• [SET EXERCISE] The required output consists solely of the lines from the one containing "The picture is" down to the one containing "import React from", both included, each quoted exactly.
-- start of DATA PROVIDED --
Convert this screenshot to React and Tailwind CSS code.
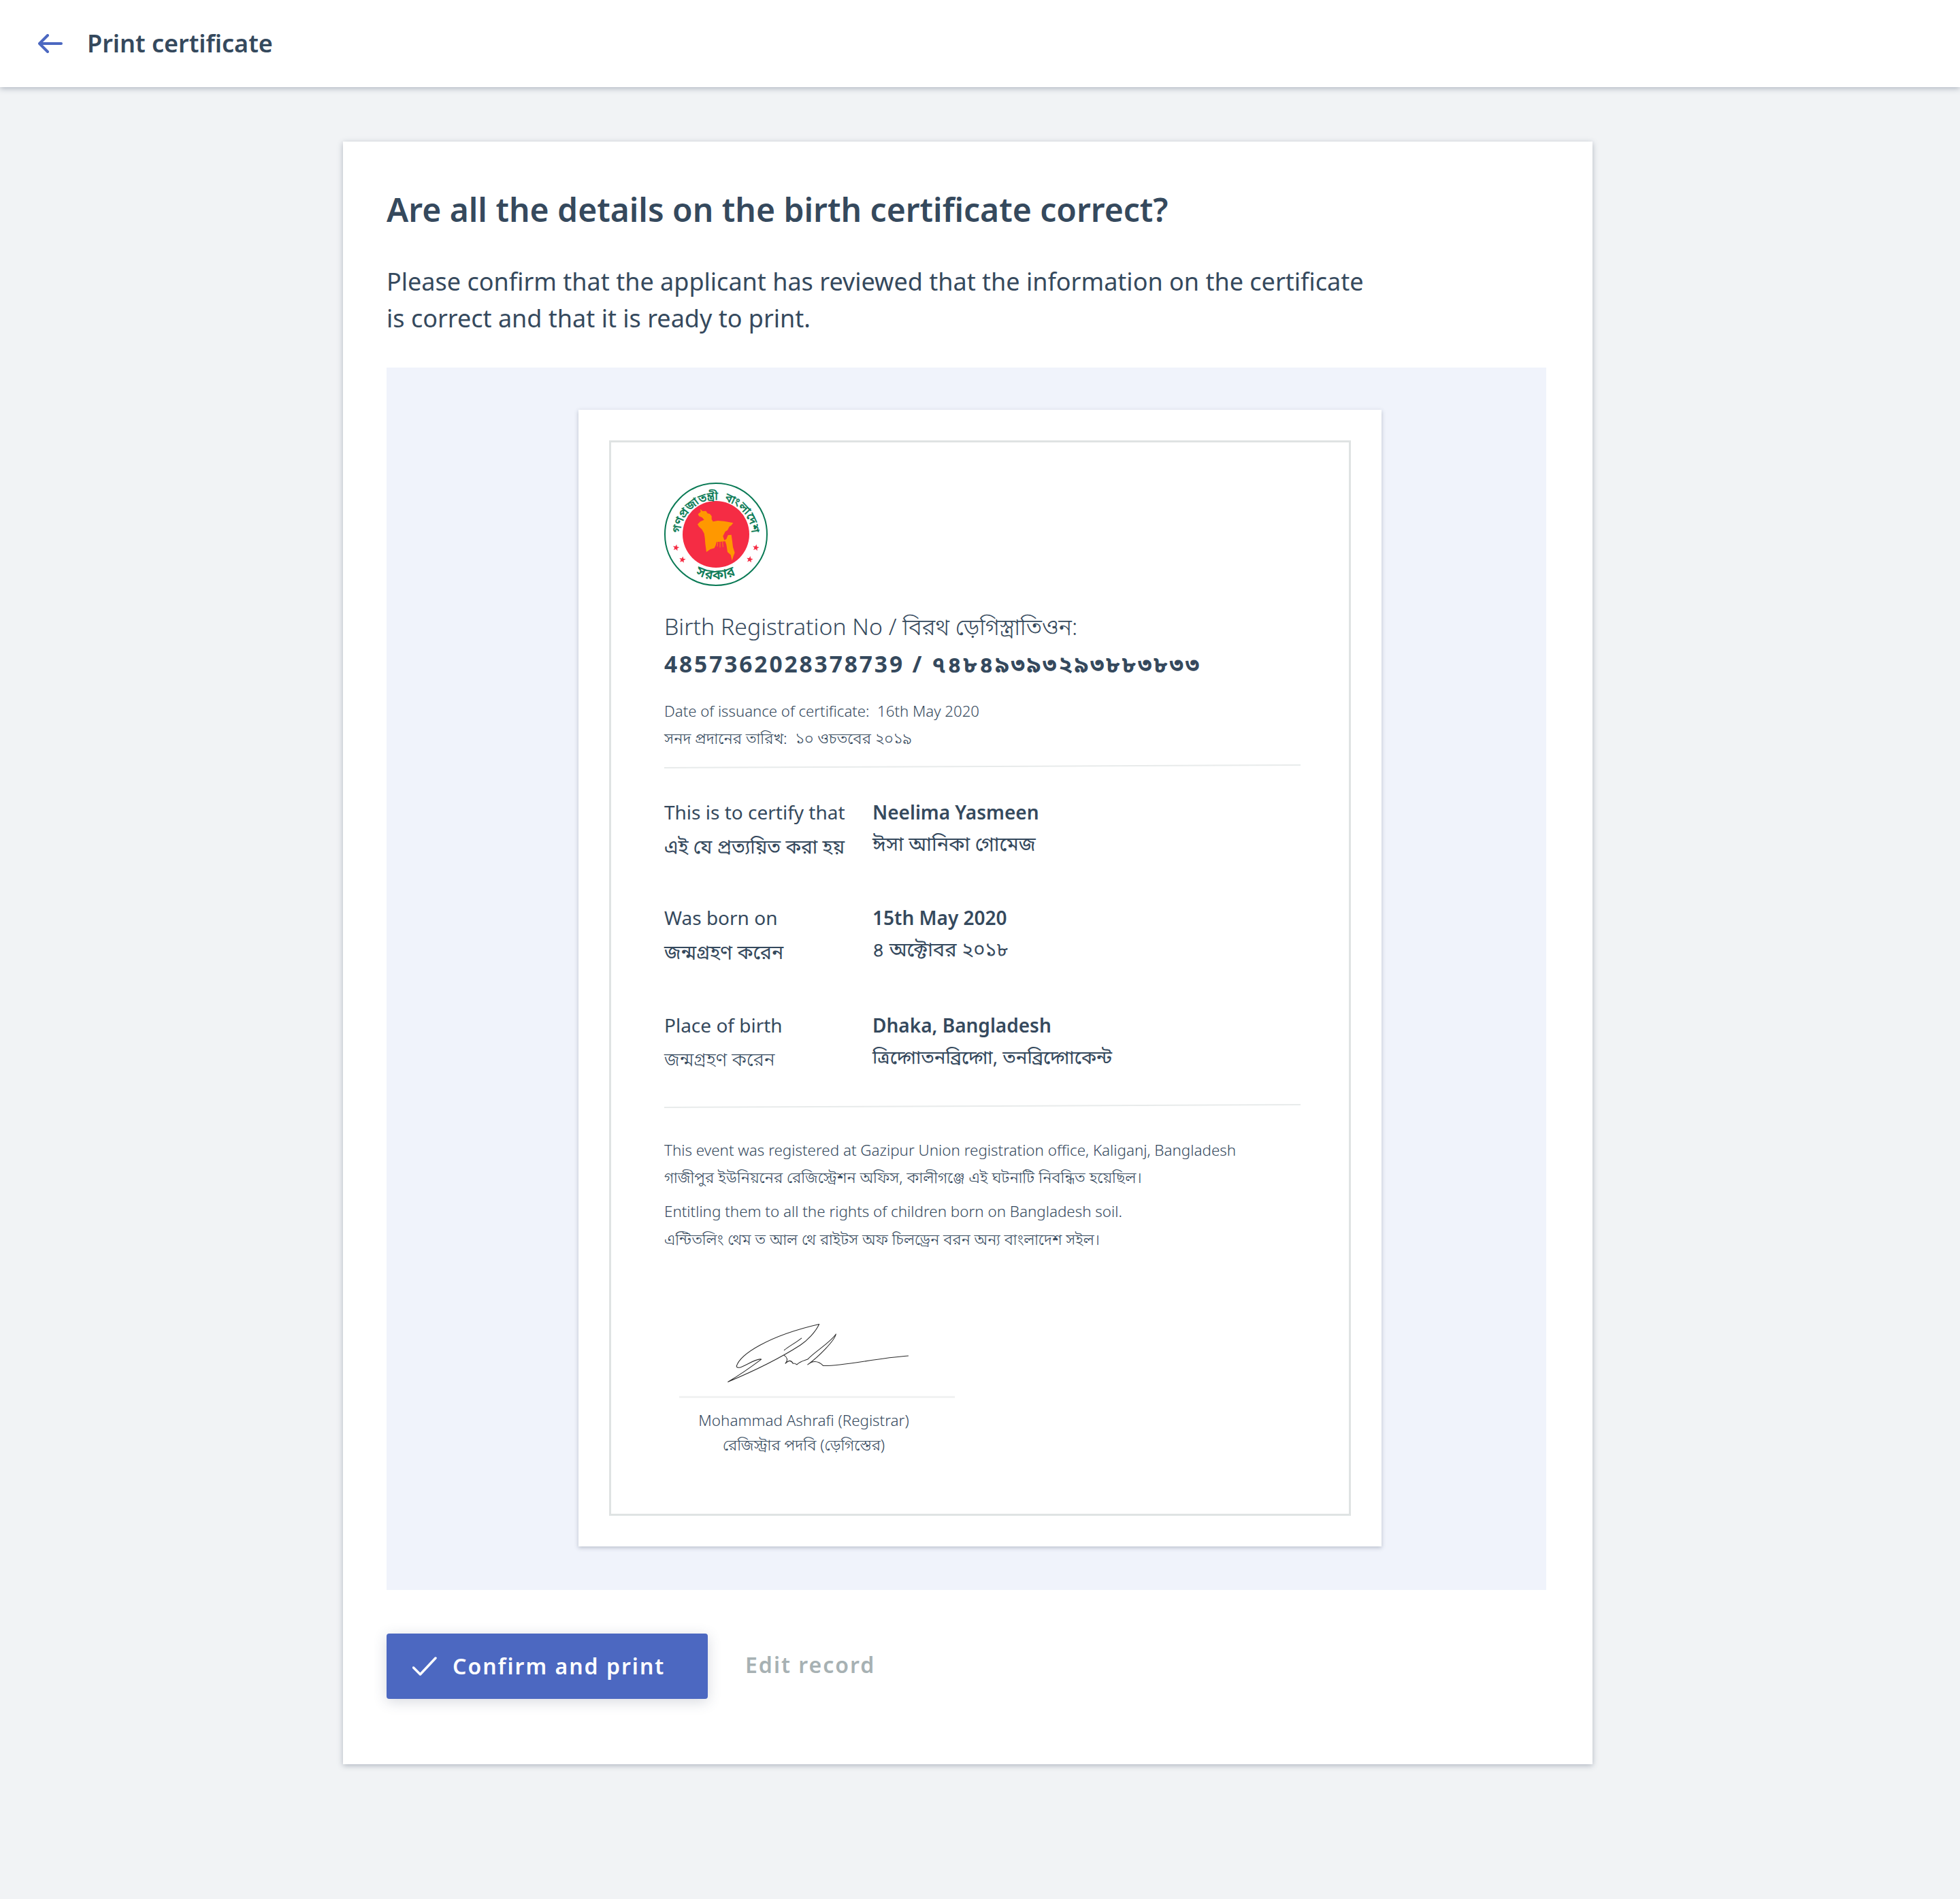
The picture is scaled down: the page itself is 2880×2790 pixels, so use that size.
import React from "react";

function star(cx, cy, r) {
  const pts = [];
  for (let i = 0; i < 10; i++) {
    const rad = i % 2 === 0 ? r : r * 0.42;
    const a = (-90 + i * 36 + 10) * (Math.PI / 180);
    pts.push(`${(cx + rad * Math.cos(a)).toFixed(2)},${(cy + rad * Math.sin(a)).toFixed(2)}`);
  }
  return pts.join(" ");
}

function Seal() {
  return (
    <svg width="152" height="154" viewBox="0 0 152 154" className="block">
      <defs>
        <path id="sealTop" d="M 23.5 79 A 52.5 52.5 0 1 1 128.5 79" />
        <path id="sealBottom" d="M 17.4 107 A 65.5 65.5 0 0 0 134.6 107" />
      </defs>
      <circle cx="76" cy="77" r="75" fill="#fff" stroke="#0a7a55" strokeWidth="2" />
      <circle cx="76" cy="77" r="49" fill="#f52c44" />
      <g transform="translate(-36.33,-27.67) scale(.3333)">
        <path
          fill="#ff9800"
          d="M268 203L278 212L293 211L300 222L310 224L318 234L318 248L324 258L345 254L372 256L390 259L413 264L405 274L396 280L388 296L378 302L368 322L374 340L383 335L390 318L405 316L409 345L412 370L420 395L414 410L408 430L402 405L388 392L383 360L378 345L360 346L340 348L336 362L330 375L312 380L295 392L290 355L288 330L285 310L275 292L262 280L256 270L268 258L285 250L276 240L262 234L258 225L270 215Z"
        />
        <path fill="none" stroke="#ff9800" strokeWidth="2.5" d="M345 348L343 368M355 346L355 372M366 346L368 370" />
        <polygon fill="#f52c44" points={star(161, 373, 15)} />
        <polygon fill="#f52c44" points={star(189, 426, 15)} />
        <polygon fill="#f52c44" points={star(513, 373, 15)} />
        <polygon fill="#f52c44" points={star(486, 425, 15)} />
      </g>
      <text fill="#0a7a55" fontSize="17" fontWeight="500" stroke="#0a7a55" strokeWidth="0.3">
        <textPath href="#sealTop" startOffset="50%" textAnchor="middle">গণপ্রজাতন্ত্রী{"\u00a0\u00a0"}বাংলাদেশ</textPath>
      </text>
      <text fill="#0a7a55" fontSize="20" fontWeight="500" stroke="#0a7a55" strokeWidth="0.3" letterSpacing="1">
        <textPath href="#sealBottom" startOffset="50%" textAnchor="middle">সরকার</textPath>
      </text>
    </svg>
  );
}

function Signature() {
  return (
    <svg width="270" height="90" viewBox="320 75 800 260" className="block" fill="none" stroke="#2b2b2b" strokeWidth="3.2" strokeLinecap="round" strokeLinejoin="round">
      <path d="M362 262C378 210 500 130 722 79C705 115 670 150 640 170C570 215 480 265 325 330C385 295 430 262 470 232C450 225 400 262 375 268C368 268 362 266 362 262" />
      <path d="M645 140C620 160 590 175 570 192M570 215C582 222 588 235 575 250C590 235 600 235 608 250C615 248 620 252 625 255C640 240 655 238 672 232C700 200 770 160 795 122C790 150 720 220 672 255C690 240 715 235 740 260C830 262 960 228 1110 217" />
    </svg>
  );
}

function Row({ en, bn, valEn, valBn, bnClass, valBnClass, className }) {
  return (
    <div className={`flex ${className}`}>
      <div className="w-[306px] shrink-0">
        <div className="h-[50px] text-[28px] leading-[50px] font-normal">{en}</div>
        <div className={`h-[50px] leading-[50px] ${bnClass}`}>{bn}</div>
      </div>
      <div>
        <div className="h-[46px] text-[28px] leading-[50px] font-semibold">{valEn}</div>
        <div className={`h-[50px] leading-[50px] font-normal ${valBnClass}`}>{valBn}</div>
      </div>
    </div>
  );
}

export default function App() {
  return (
    <div className="min-h-[2790px] bg-[#f1f3f5] text-[#35495d] font-['Noto_Sans','Noto_Sans_Bengali',sans-serif]">
      <header className="flex h-[128px] items-center bg-white pl-[56px] shadow-[0_2px_8px_rgba(53,67,93,0.35)]">
        <svg width="36" height="28" viewBox="0 0 36 28" fill="none" stroke="#4c68c1" strokeWidth="4" strokeLinecap="round" strokeLinejoin="round">
          <path d="M2 14H34M14 2L2 14L14 26" />
        </svg>
        <h1 className="ml-[36px] text-[36px] leading-[48px] font-semibold">Print certificate</h1>
      </header>
      <main className="ml-[504px] mt-[80px] h-[2384px] w-[1836px] bg-white pl-[64px] pr-[68px] pt-[68px] shadow-[0_2px_8px_rgba(53,67,93,0.35)]">
        <h2 className="text-[48px] leading-[64px] font-semibold">Are all the details on the birth certificate correct?</h2>
        <p className="mt-[47px] w-[1460px] text-[36px] leading-[54px]">
          Please confirm that the applicant has reviewed that the information on the certificate is correct and that it is ready to print.
        </p>
        <div className="mt-[45px] flex h-[1796px] justify-center bg-[#f0f3fb] pl-[40px] pt-[62px]">
          <div className="h-[1670px] w-[1180px] bg-white p-[45px] shadow-[0_2px_6px_rgba(53,67,93,0.3)]">
            <div className="h-[1580px] border-[3px] border-[#dfe3e3] pl-[78px] pr-[71px] pt-[58px]">
              <Seal />
              <div className="mt-[33px] text-[33.8px] leading-[50px] font-light">Birth Registration No / বিরথ ড়েগিস্ত্রাতিওন:</div>
              <div className="mt-[5px] text-[33.5px] leading-[50px] font-bold tracking-[2.9px]">4857362028378739 / ৭৪৮৪৯৩৯৩২৯৩৮৮৩৮৩৩</div>
              <div className="mt-[25px] text-[22.2px] leading-[40px] font-light">Date of issuance of certificate:&nbsp; 16th May 2020</div>
              <div className="text-[22.8px] leading-[40px] font-light">সনদ প্রদানের তারিখ:&nbsp; ১০ ওচতবের ২০১৯</div>
              <div className="mt-[20px] h-[2px] -rotate-[0.25deg] bg-[#e8ebeb]" />
              <Row className="mt-[41px]" bnClass="text-[28px] font-normal" valBnClass="text-[29px]" en="This is to certify that" bn="এই যে প্রত্যয়িত করা হয়" valEn="Neelima Yasmeen" valBn="ঈসা আনিকা গোমেজ" />
              <Row className="mt-[55px]" bnClass="text-[28.6px] font-normal" valBnClass="text-[29px]" en="Was born on" bn="জন্মগ্রহণ করেন" valEn="15th May 2020" valBn="৪ অক্টোবর ২০১৮" />
              <Row className="mt-[58px]" bnClass="text-[27.4px] font-light" valBnClass="text-[27.7px]" en="Place of birth" bn="জন্মগ্রহণ করেন" valEn="Dhaka, Bangladesh" valBn="ত্রিদ্গোতনব্রিদ্গো, তনব্রিদ্গোকেন্ট" />
              <div className="mt-[43px] h-[2px] -rotate-[0.25deg] bg-[#e8ebeb]" />
              <div className="mt-[44px] text-[22.4px] leading-[40px] font-light">This event was registered at Gazipur Union registration office, Kaliganj, Bangladesh</div>
              <div className="text-[22.8px] leading-[40px] font-light">গাজীপুর ইউনিয়নের রেজিস্ট্রেশন অফিস, কালীগঞ্জে এই ঘটনাটি নিবন্ধিত হয়েছিল।</div>
              <div className="mt-[10px] text-[22.4px] leading-[40px] font-light">Entitling them to all the rights of children born on Bangladesh soil.</div>
              <div className="text-[22.6px] leading-[42px] font-light">এন্টিতলিং থেম ত আল থে রাইটস অফ চিলড্রেন বরন অন্য বাংলাদেশ সইল।</div>
              <div className="ml-[22px] mt-[101px] w-[405px]">
                <div className="ml-[70px]"><Signature /></div>
                <div className="mt-[18px] h-[3px] bg-[#f1f2f2]" />
                <div className="mt-[15px] w-[366px] text-center text-[22.4px] leading-[36px] font-light">Mohammad Ashrafi (Registrar)</div>
                <div className="w-[366px] text-center text-[22.8px] leading-[36px] font-light">রেজিস্ট্রার পদবি (ড়েগিস্তের)</div>
              </div>
            </div>
          </div>
        </div>
        <div className="mt-[64px] flex items-center">
          <button className="flex h-[96px] w-[472px] items-center rounded-[4px] bg-[#4c68c1] pl-[38px] text-white shadow-[0_4px_20px_rgba(53,67,93,0.2)]">
            <svg width="36" height="28" viewBox="0 0 36 28" fill="none" stroke="#fff" strokeWidth="3.5" strokeLinecap="round" strokeLinejoin="round">
              <path d="M1.5 16L11.5 26L34 2" />
            </svg>
            <span className="ml-[23px] text-[32px] leading-[44px] font-semibold tracking-[2px]">Confirm and print</span>
          </button>
          <button className="ml-[55px] -mt-[4px] text-[32px] leading-[44px] font-semibold tracking-[2px] text-[#a7b1b3]">Edit record</button>
        </div>
      </main>
    </div>
  );
}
-- end of DATA PROVIDED --
• [TASK ANSWER]
The picture is scaled down: the page itself is 2880×2790 pixels, so use that size.
import React from "react";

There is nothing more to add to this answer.